King Alfred Leisure Centre, Kingsway, Hove
The current leisure centre for Hove contains a swimming pool, a small gym (Another larger and privately owned gym can be found within the building complex), a couple of sports hall, an indoor bowls court and a ballroom. The facility itself will in all likely be demolished in the future once a viable redevelopment scheme actually gets off the ground.

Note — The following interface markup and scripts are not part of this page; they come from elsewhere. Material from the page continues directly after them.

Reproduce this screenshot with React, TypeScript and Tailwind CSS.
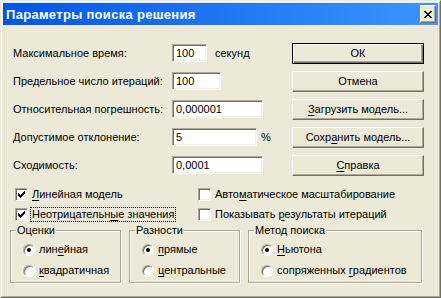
import type { ReactNode } from 'react';

const U = ({ children }: { children: ReactNode }) => (
  <span className="underline underline-offset-[2px] decoration-1">{children}</span>
);

const sunken =
  'bg-white border border-t-[#aca899] border-l-[#aca899] border-r-white border-b-white shadow-[inset_1px_1px_0_#716f64,inset_-1px_-1px_0_#f1efe2]';

const Field = ({ value, className }: { value: string; className: string }) => (
  <div className={`${sunken} ${className} h-[18px] flex items-center pl-[3px] leading-none`}>{value}</div>
);

const Btn = ({ children, def }: { children: ReactNode; def?: boolean }) => (
  <div
    className={
      def
        ? 'h-[21px] w-[132px] flex items-center justify-center bg-[#ece9d8] border border-black shadow-[inset_1px_1px_0_white,inset_-1px_-1px_0_#716f64,inset_-2px_-2px_0_#aca899]'
        : 'h-[21px] w-[132px] flex items-center justify-center bg-[#ece9d8] border border-t-white border-l-white border-r-[#716f64] border-b-[#716f64] shadow-[inset_-1px_-1px_0_#aca899]'
    }
  >
    {children}
  </div>
);

const Check = ({ on, children, focus }: { on?: boolean; children: ReactNode; focus?: boolean }) => (
  <div className="flex items-center gap-[2px] h-[20px]">
    <span className={`${sunken} w-[13px] h-[13px] flex items-center justify-center shrink-0`}>
      {on && (
        <svg width="7" height="7" viewBox="0 0 7 7" shapeRendering="crispEdges">
          <rect x="0" y="2" width="1" height="3" fill="black" />
          <rect x="1" y="3" width="1" height="3" fill="black" />
          <rect x="2" y="4" width="1" height="3" fill="black" />
          <rect x="3" y="3" width="1" height="3" fill="black" />
          <rect x="4" y="2" width="1" height="3" fill="black" />
          <rect x="5" y="1" width="1" height="3" fill="black" />
          <rect x="6" y="0" width="1" height="3" fill="black" />
        </svg>
      )}
    </span>
    <span
      className={`px-px leading-[13px] border ${focus ? 'border-dotted border-black' : 'border-transparent'}`}
    >
      {children}
    </span>
  </div>
);

const Radio = ({ on, children }: { on?: boolean; children: ReactNode }) => (
  <div className="flex items-center gap-[4px] h-[21px]">
    <span className="w-[12px] h-[12px] rounded-full bg-white border border-t-[#aca899] border-l-[#aca899] border-r-white border-b-white shadow-[inset_1px_1px_0_#716f64,inset_-1px_-1px_0_#f1efe2] flex items-center justify-center shrink-0">
      {on && <span className="w-[4px] h-[4px] rounded-full bg-black" />}
    </span>
    <span>{children}</span>
  </div>
);

const Group = ({ title, className, children }: { title: string; className: string; children: ReactNode }) => (
  <div
    className={`${className} flex flex-col border border-[#aca899] shadow-[inset_1px_1px_0_white,1px_1px_0_white] pl-[12px] pb-px`}
  >
    <span className="self-start -mt-[7px] -ml-[7px] px-px bg-[#ece9d8] leading-[13px]">{title}</span>
    <div className="pt-[2px]">{children}</div>
  </div>
);

export default function App() {
  return (
    <div className="w-[441px] h-[298px] font-['Liberation_Sans',Arial,sans-serif] text-[11px] text-black border border-t-[#ece9d8] border-l-[#ece9d8] border-r-[#716f64] border-b-[#716f64]">
      <div className="h-full border border-t-white border-l-white border-r-[#aca899] border-b-[#aca899] bg-[#ece9d8] p-px flex flex-col">
        <div className="h-[22px] bg-linear-to-r from-[#0054e3] to-[#3d95ff] flex items-center justify-between pl-[3px] pr-[2px]">
          <span className="text-white font-bold text-[13px] tracking-[0.3px] leading-none">Параметры поиска решения</span>
          <div className="w-[16px] h-[18px] bg-[#ece9d8] border border-t-white border-l-white border-r-[#716f64] border-b-[#716f64] shadow-[inset_-1px_-1px_0_#aca899] flex items-center justify-center">
            <svg width="8" height="7" viewBox="0 0 8 7" shapeRendering="crispEdges">
              <path d="M0 0h2v1h1v1h2v-1h1v-1h2v1h-1v1h-1v1h-1v1h1v1h1v1h1v1h-2v-1h-1v-1h-2v1h-1v1h-2v-1h1v-1h1v-1h1v-1h-1v-1h-1v-1h-1z" fill="black" />
            </svg>
          </div>
        </div>

        <div className="flex pt-[18px]">
          <div className="w-[289px] pl-[10px] pt-px flex flex-col gap-[10px]">
            <div className="flex items-center h-[18px]">
              <span className="w-[159px]">Максимальное время:</span>
              <Field value="100" className="w-[35px]" />
              <span className="ml-[8px]">секунд</span>
            </div>
            <div className="flex items-center h-[18px]">
              <span className="w-[159px]">Предельное число итераций:</span>
              <Field value="100" className="w-[49px]" />
            </div>
            <div className="flex items-center h-[18px]">
              <span className="w-[159px]">Относительная погрешность:</span>
              <Field value="0,000001" className="w-[91px]" />
            </div>
            <div className="flex items-center h-[18px]">
              <span className="w-[159px]">Допустимое отклонение:</span>
              <Field value="5" className="w-[85px]" />
              <span className="ml-[4px]">%</span>
            </div>
            <div className="flex items-center h-[18px]">
              <span className="w-[159px]">Сходимость:</span>
              <Field value="0,0001" className="w-[91px]" />
            </div>
          </div>
          <div className="flex flex-col gap-[7px]">
            <Btn def>ОК</Btn>
            <Btn>Отмена</Btn>
            <Btn>
              <U>З</U>агрузить модель...
            </Btn>
            <Btn>
              Сохр<U>а</U>нить модель...
            </Btn>
            <Btn>
              <U>С</U>правка
            </Btn>
          </div>
        </div>

        <div className="grid grid-cols-[183px_1fr] pl-[12px] mt-[8px]">
          <Check on>
            <U>Л</U>инейная модель
          </Check>
          <Check>
            Авто<U>м</U>атическое масштабирование
          </Check>
          <Check on focus>
            Неотрицательн<U>ы</U>е значения
          </Check>
          <Check>
            Показывать <U>р</U>езультаты итераций
          </Check>
        </div>

        <div className="flex gap-[8px] pl-[7px] mt-[6px]">
          <Group title="Оценки" className="w-[111px]">
            <Radio on>
              лин<U>е</U>йная
            </Radio>
            <Radio>
              <U>к</U>вадратичная
            </Radio>
          </Group>
          <Group title="Разности" className="w-[111px]">
            <Radio on>
              <U>п</U>рямые
            </Radio>
            <Radio>
              <U>ц</U>ентральные
            </Radio>
          </Group>
          <Group title="Метод поиска" className="w-[174px]">
            <Radio on>
              <U>Н</U>ьютона
            </Radio>
            <Radio>
              сопряженных <U>г</U>радиентов
            </Radio>
          </Group>
        </div>
      </div>
    </div>
  );
}
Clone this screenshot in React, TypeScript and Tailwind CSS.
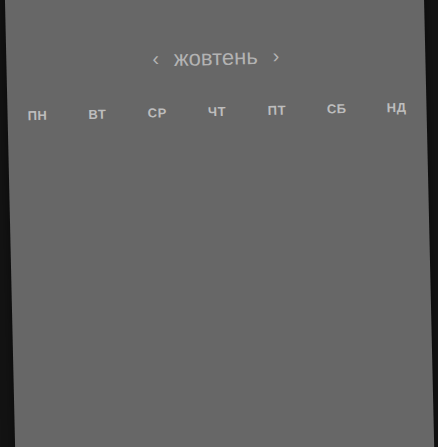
const days = ["пн", "вт", "ср", "чт", "пт", "сб", "нд"];

export default function App() {
  return (
    <div className="w-[438px] h-[447px] bg-[#131313] overflow-hidden flex justify-center font-['Liberation_Sans',Arial,sans-serif]">
      {/* Tilted calendar card */}
      <div className="w-[419px] h-[480px] shrink-0 -mt-[20px] bg-[#676767] -rotate-[1.3deg] shadow-[0_0_12px_rgba(0,0,0,0.5)] pt-[66px]">
        <div className="flex items-center justify-center gap-[15px] text-[#b3b3b3]">
          <button className="text-[20px] leading-none pb-[3px]">‹</button>
          <span className="text-[22px] leading-6">жовтень</span>
          <button className="text-[20px] leading-none pb-[3px]">›</button>
        </div>

        <div className="grid grid-cols-7 mt-[32px]">
          {days.map((d) => (
            <div
              key={d}
              className="text-center text-[13px] font-bold uppercase tracking-[0.5px] text-[#bdbdbd]"
            >
              {d}
            </div>
          ))}
        </div>
      </div>
    </div>
  );
}
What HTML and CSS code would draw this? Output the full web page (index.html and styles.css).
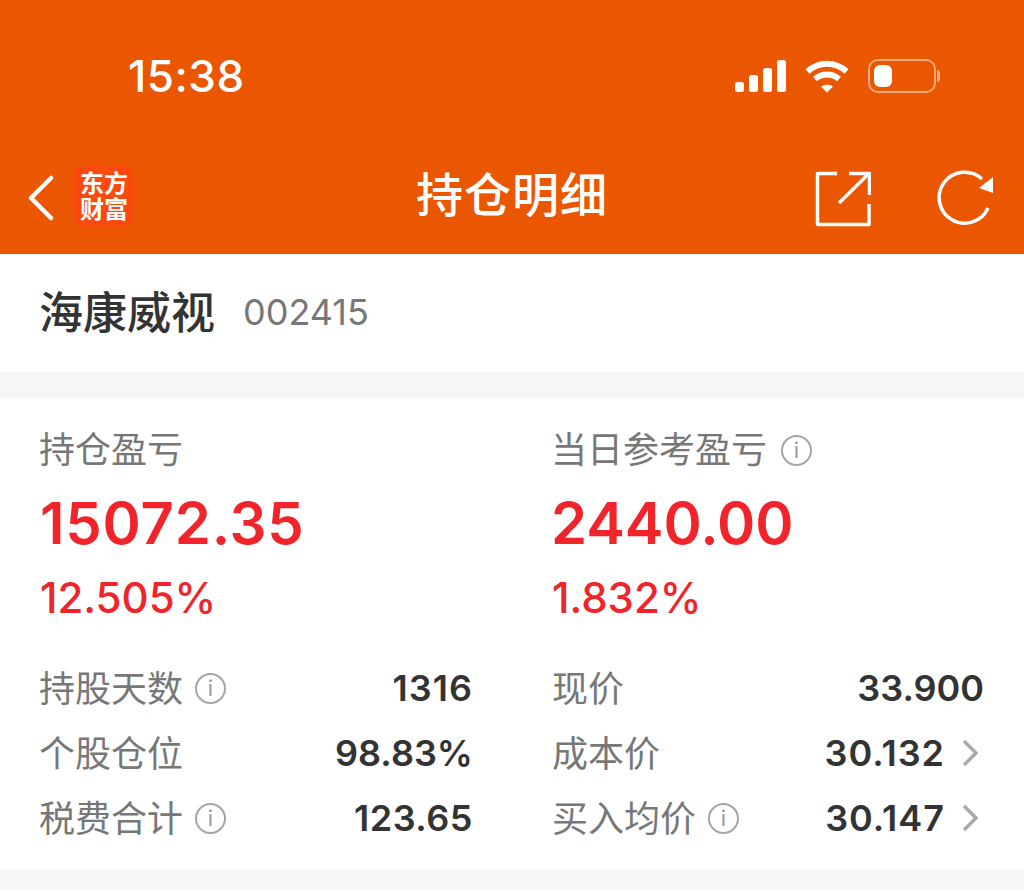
FILE: index.html
```html
<!DOCTYPE html>
<html lang="zh-CN">
<head>
  <meta charset="UTF-8" />
  <meta name="viewport" content="width=device-width, initial-scale=1.0"/>
  <title>持仓明细</title>
  <link rel="stylesheet" href="styles.css">
</head>
<body>
  <div class="header">
    <!-- Status bar -->
    <div class="status-bar">
      <span class="time">15:38</span>
      <div class="status-icons">
        <svg class="signal" width="52" height="32" viewBox="0 0 52 32" fill="#fff">
          <rect x="0" y="22" width="9" height="10" rx="2.5"/>
          <rect x="14" y="15" width="9" height="17" rx="2.5"/>
          <rect x="28" y="8" width="9" height="24" rx="2.5"/>
          <rect x="42" y="0" width="9" height="32" rx="2.5"/>
        </svg>
        <svg class="wifi" width="44" height="34" viewBox="0 0 44 34" fill="none" stroke="#fff" stroke-width="6">
          <path d="M2.500 12.500C13.500 2 30.500 2 41.500 12.500"/>
          <path d="M10 20C17 14 27 14 34 20"/>
          <path d="M16 27.500C19.500 25 24.500 25 28 27.500L22 33.500Z" fill="#fff" stroke="none"/>
        </svg>
        <div class="battery">
          <div class="battery-body"><div class="battery-level"></div></div>
          <div class="battery-tip"></div>
        </div>
      </div>
    </div>

    <!-- Nav bar -->
    <div class="nav-bar">
      <div class="nav-left">
        <svg width="28" height="46" viewBox="0 0 28 46" fill="none" stroke="#fff" stroke-width="4.500" stroke-linecap="round" stroke-linejoin="round">
          <path d="M24 3L4 23L24 43"/>
        </svg>
        <div class="logo">东方<br>财富</div>
      </div>
      <h1>持仓明细</h1>
      <div class="nav-right">
        <svg class="share" width="56" height="56" viewBox="0 0 56 56" fill="none" stroke="#fff" stroke-width="3.500" stroke-linejoin="round">
          <path d="M22 2.500H2.500V53.500H54V33"/>
          <path d="M24 32L54 2.500"/>
          <path d="M34 2.500H54.500V24"/>
        </svg>
        <svg width="58" height="58" viewBox="0 0 58 58" fill="none">
          <path d="M51 39A25.500 25.500 0 1 1 45 10" stroke="#fff" stroke-width="3.500"/>
          <path d="M56 8V24L42 19Z" fill="#fff"/>
        </svg>
      </div>
    </div>
  </div>

  <div class="stock-name">
    <strong>海康威视</strong>
    <span>002415</span>
  </div>

  <div class="gap"></div>

  <div class="details">
    <div class="summary">
      <div class="summary-col">
        <div class="summary-label">持仓盈亏</div>
        <div class="summary-value wide">15072.35</div>
        <div class="summary-rate">12.505%</div>
      </div>
      <div class="summary-col">
        <div class="summary-label">当日参考盈亏 <span class="info">i</span></div>
        <div class="summary-value">2440.00</div>
        <div class="summary-rate">1.832%</div>
      </div>
    </div>

    <div class="rows">
      <div class="row">
        <div class="label">持股天数 <span class="info">i</span></div>
        <div class="value wide">1316</div>
      </div>
      <div class="row">
        <div class="label">现价</div>
        <div class="value">33.900</div>
      </div>
      <div class="row">
        <div class="label">个股仓位</div>
        <div class="value">98.83%</div>
      </div>
      <div class="row">
        <div class="label">成本价</div>
        <div class="value wide">30.132
          <svg class="arrow" width="16" height="28" viewBox="0 0 16 28" fill="none" stroke="#aaa" stroke-width="3.500">
            <path d="M2 2L14 14L2 26"/>
          </svg>
        </div>
      </div>
      <div class="row">
        <div class="label">税费合计 <span class="info">i</span></div>
        <div class="value slight">123.65</div>
      </div>
      <div class="row">
        <div class="label">买入均价 <span class="info">i</span></div>
        <div class="value wide">30.147
          <svg class="arrow" width="16" height="28" viewBox="0 0 16 28" fill="none" stroke="#aaa" stroke-width="3.500">
            <path d="M2 2L14 14L2 26"/>
          </svg>
        </div>
      </div>
    </div>
  </div>

  <div class="gap bottom"></div>
</body>
</html>
```

FILE: styles.css
```css
* {
  margin: 0;
  padding: 0;
  box-sizing: border-box;
}

html, body {
  height: 100%;
  width: 100%;
  overflow: hidden;
  background: #fff;
  font-family: Inter, 'Noto Sans CJK SC', sans-serif;
}

.header {
  height: 254px;
  background-color: #eb5600;
  color: white;
}

.status-bar {
  height: 152px;
  padding: 0 84px 0 128px;
  display: flex;
  align-items: center;
  justify-content: space-between;
}

.time {
  font-size: 44px;
  font-weight: 500;
  letter-spacing: 0.5px;
}

.status-icons {
  display: flex;
  align-items: center;
  gap: 19px;
}

.wifi {
  margin-left: -1px;
}

.battery {
  display: flex;
  align-items: center;
  gap: 1px;
}

.battery-body {
  width: 68px;
  height: 34px;
  border: 2.500px solid rgba(255, 255, 255, 0.5);
  border-radius: 10px;
  padding: 4px;
}

.battery-level {
  width: 18px;
  height: 100%;
  background: white;
  border-radius: 6px;
}

.battery-tip {
  width: 3px;
  height: 12px;
  background: rgba(255, 255, 255, 0.5);
  border-radius: 0 3px 3px 0;
}

.nav-bar {
  height: 102px;
  padding: 0 29px 10px 27px;
  display: flex;
  align-items: center;
  justify-content: space-between;
  position: relative;
}

.nav-bar h1 {
  font-size: 47px;
  font-weight: 500;
  letter-spacing: 1px;
  position: absolute;
  left: 0;
  right: 0;
  bottom: 29px;
  line-height: 60px;
  text-align: center;
}

.nav-left, .nav-right {
  display: flex;
  align-items: center;
}

.nav-left {
  gap: 19px;
}

.nav-right {
  gap: 66px;
}

.share {
  margin-top: 2px;
}

.logo {
  width: 60px;
  height: 60px;
  margin-top: -4px;
  background: #fa4a10;
  border-radius: 9px;
  font-size: 24px;
  font-weight: 700;
  line-height: 26px;
  text-align: center;
  padding-top: 5px;
}

.stock-name {
  height: 118px;
  padding: 0 40px 6px 39px;
  display: flex;
  align-items: center;
  gap: 28px;
}

.stock-name strong {
  font-size: 44px;
  font-weight: 500;
  color: #333;
}

.stock-name span {
  font-size: 36px;
  color: #777;
  margin-top: 4px;
}

.gap {
  height: 26px;
  background-color: #f5f6f8;
}

.gap.bottom {
  height: 21px;
}

.details {
  height: 471px;
  padding: 0 40px;
}

.summary {
  display: grid;
  grid-template-columns: 432px 432px;
  column-gap: 80px;
  padding-top: 26px;
  margin-left: -1px;
}

.summary-label {
  font-size: 36px;
  line-height: 52px;
  color: #777;
  display: flex;
  align-items: center;
  gap: 14px;
}

.summary-value {
  font-size: 58px;
  font-weight: 600;
  line-height: 72px;
  margin-top: 11px;
  color: #f0242a;
}

.summary-value.wide {
  letter-spacing: 0.8px;
  margin-left: 1px;
}

.summary-rate {
  font-size: 42px;
  font-weight: 500;
  line-height: 52px;
  margin: 13px 0 0 1px;
  color: #f0242a;
}

.rows {
  display: grid;
  grid-template-columns: 434px 432px;
  column-gap: 79px;
  grid-auto-rows: 65px;
  margin-top: 31px;
  margin-left: -1px;
}

.row {
  display: flex;
  align-items: center;
  justify-content: space-between;
}

.label {
  font-size: 36px;
  color: #777;
  display: flex;
  align-items: center;
  gap: 12px;
  padding-bottom: 4px;
}

.value {
  font-size: 36px;
  font-weight: 600;
  color: #333;
  display: flex;
  align-items: center;
  gap: 17px;
}

.value.wide {
  letter-spacing: 1px;
}

.value.slight {
  letter-spacing: 0.5px;
}

.info {
  width: 31px;
  height: 31px;
  border: 2.500px solid #a5a5a5;
  border-radius: 50%;
  color: #999;
  font-size: 22px;
  font-weight: 400;
  line-height: 26px;
  text-align: center;
}

.label .info {
  margin-top: 5px;
}

.arrow {
  margin-right: 6px;
}
```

The land was originally a playing field for a school from the 1860s and later was used for gravel extraction. During the 1930s Hove council decided it would be an ideal location for a leisure centre that would be called Hove Marina. Work itself did not commence until 1938 then stopped during the Munich Crisis before restarting at the beginning of the following year with an estimated opening date put back to 1940. Most of the building had been completed by August 1939 and some parts had opened to the public, however, when war broke out the following month the complex was requisitioned by the admiralty, whose RNVR was located to the immediate west, see
Image, and christened HMS King Alfred. For the next six years it was used as an officers training establishment and finally returned to council ownership in 1945. By then the naval name had stuck and the council decided to retain it for their new facility which opened to the public for the first time in August 1946. The complex's main attraction was the swimming pools which also included those filled with saltwater. These began showing their age in the 1970s and work on an extension on the beach side began in 1980 and opened to the public two years later. Waterslides were added in 1985 and removed in 2009, see
Image The small building on the right is the former entrance to the indoor bowling alley which opened in 1960 and closed in 1989.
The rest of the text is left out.